By understanding that they are acting out their own pain. But in the case of kids who are in receipt of an unusual level of focused unkindness, there will almost always be something about them which invites it. Cruel or otherwise, at some point we have to accept the reality that some kids are misfits. We can't expect the world to not notice. The best thing we can do for such kids is to empower them via conformity and cooperation. Almost always, misfits are kids who've been let down by parents who indulged narcissism, or were simply incredibly lazy and didn't correct anti-social behaviours or attitudes.
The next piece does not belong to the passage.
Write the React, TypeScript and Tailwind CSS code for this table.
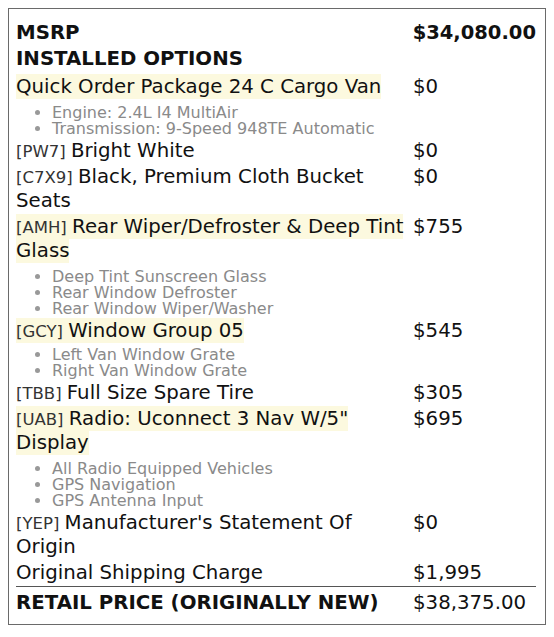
const options = [
  {
    code: "",
    name: "Quick Order Package 24 C Cargo Van",
    price: "$0",
    hl: true,
    items: ["Engine: 2.4L I4 MultiAir", "Transmission: 9-Speed 948TE Automatic"],
  },
  { code: "[PW7]", name: "Bright White", price: "$0", hl: false, items: [] },
  { code: "[C7X9]", name: "Black, Premium Cloth Bucket Seats", price: "$0", hl: false, items: [] },
  {
    code: "[AMH]",
    name: "Rear Wiper/Defroster & Deep Tint Glass",
    price: "$755",
    hl: true,
    items: ["Deep Tint Sunscreen Glass", "Rear Window Defroster", "Rear Window Wiper/Washer"],
  },
  {
    code: "[GCY]",
    name: "Window Group 05",
    price: "$545",
    hl: true,
    tight: true,
    items: ["Left Van Window Grate", "Right Van Window Grate"],
  },
  { code: "[TBB]", name: "Full Size Spare Tire", price: "$305", hl: false, items: [] },
  {
    code: "[UAB]",
    name: 'Radio: Uconnect 3 Nav W/5" Display',
    price: "$695",
    hl: true,
    items: ["All Radio Equipped Vehicles", "GPS Navigation", "GPS Antenna Input"],
  },
  { code: "[YEP]", name: "Manufacturer's Statement Of Origin", price: "$0", hl: false, items: [] },
];

type Option = {
  code: string;
  name: string;
  price: string;
  hl: boolean;
  tight?: boolean;
  items: string[];
};

const OptionRow = ({ opt }: { opt: Option }) => (
  <div className="flex py-[1px]">
    <div className="w-[397px] pr-[4px]">
      <div className="leading-[24px]">
        <span className={opt.hl ? "bg-[#fcf9df] py-[1px] box-decoration-clone" : ""}>
          {opt.code && <span className="text-[16.5px] leading-none text-[#333]">{opt.code} </span>}
          {opt.name}
        </span>
      </div>
      {opt.items.length > 0 && (
        <ul
          className={`${opt.tight ? "mt-[4px]" : "mt-[6px]"} pl-[36px] list-disc text-[16px] leading-[16px] text-[#8a8a8a] marker:text-[#999]`}
        >
          {opt.items.map(item => (
            <li key={item}>{item}</li>
          ))}
        </ul>
      )}
    </div>
    <div className="flex-1 leading-[24px]">{opt.price}</div>
  </div>
);

export default function App() {
  return (
    <div className="bg-white w-[554px] h-[637px] p-2 font-['DejaVu_Sans',sans-serif] text-[19.75px] text-[#111]">
      <div className="border border-[#6a6a6a] pt-[11px] pb-[9px] pl-[7px] pr-[9px] w-[538px]">
        <div className="flex py-[1px] font-bold leading-[24px]">
          <div className="w-[397px]">MSRP</div>
          <div className="flex-1 text-[19.5px]">$34,080.00</div>
        </div>
        <div className="pt-[1px] pb-[3px] font-bold leading-[24px]">INSTALLED OPTIONS</div>

        {options.map(opt => (
          <OptionRow key={opt.name} opt={opt} />
        ))}

        <div className="flex py-[1px] leading-[24px]">
          <div className="w-[397px]">Original Shipping Charge</div>
          <div className="flex-1">$1,995</div>
        </div>
        <div className="flex border-t border-[#555] pt-[4px] leading-[24px]">
          <div className="w-[397px] font-bold">RETAIL PRICE (ORIGINALLY NEW)</div>
          <div className="flex-1">$38,375.00</div>
        </div>
      </div>
    </div>
  );
}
Kids making fun of others aren’t always in pain...sometimes it’s just peer pressure. I had a great strategy for my classroom..brilliant actually (and damnit ,it wasn’t mine and worse it was my husbands) my classroom was a sanctuary and I had strategies how to do that. I have gotten more emails from my readers on just that. I wish you wouldn’t Oversimplify “misfits” that is something else I also stress. Don’t blame anyone Unless you know the background ...you are prejudging that child here....and forming a prejudice
When I was in Kindergarten, I could read and write and do 3rd grade level work because I wanted to learn and started early. I was treated as a freak because of that. And being a Teachers pet and best Grades, A+ was an invitation for abuse. I was called "Gay" and Fa"g" Homo and beaten bloody often.